1. News

State files tax lien against troubled Suncoast Seabird Sanctuary

Published Feb. 14, 2013

INDIAN SHORES — In another sign of financial distress, the state filed a lien Wednesday against the Suncoast Seabird Sanctuary for failing to pay unemployment taxes.

The lien, filed with the Pinellas County Clerk of Court, claims the sanctuary failed to pay unemployment taxes totaling $6,656.11 between April 1 and Sept. 1. The state Department of Revenue also seeks $1,028.08 in interest, penalties and other fees for a total of $7,684.19.

"There is nothing we can do," operations manager Micki Eslick said. "We just can't pay at this time. But it will be paid when we can."

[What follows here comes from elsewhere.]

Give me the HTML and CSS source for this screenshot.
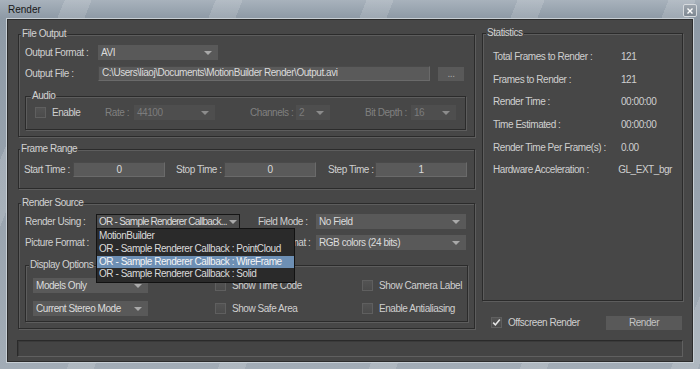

The sanctuary, founded by zoologist Ralph Heath in 1971, claims an international reputation as one of the top avian rehabilitation centers. But Heath has faced criticism for a lax leadership style. That criticism intensified last year as Heath endured a barrage of charges by members of at least one group that wants him out so it can take over operations at the sanctuary, whose financial health has grown increasingly perilous.

The Internal Revenue Service last year filed three liens totaling about $186,726 for unpaid payroll taxes. Also last year, the U.S. Department of Labor concluded the sanctuary had not paid some employees for weeks. The sanctuary agreed to pay $21,336 in back wages for nine employees.

It also fell behind on payments to the company that supplied fish for the birds.

Last month Progress Energy cut off the power for nonpayment of the bill, but restored it later that day when the sanctuary paid part of the bill and arranged to pay the rest. Also last month, a creditor filed notice of a suit to foreclose on warehouse property the sanctuary owns at 12388 Starkey Road near Largo. The creditor, Ronald J. Cooper, says Heath and the sanctuary owe him $550,000 as well as unpaid interest, damages and attorney's fees.

A week later, the sanctuary announced it would no longer be able to take in new sick or injured birds. At the time, Eslick said the sanctuary needed to concentrate on caring for the birds that already live there.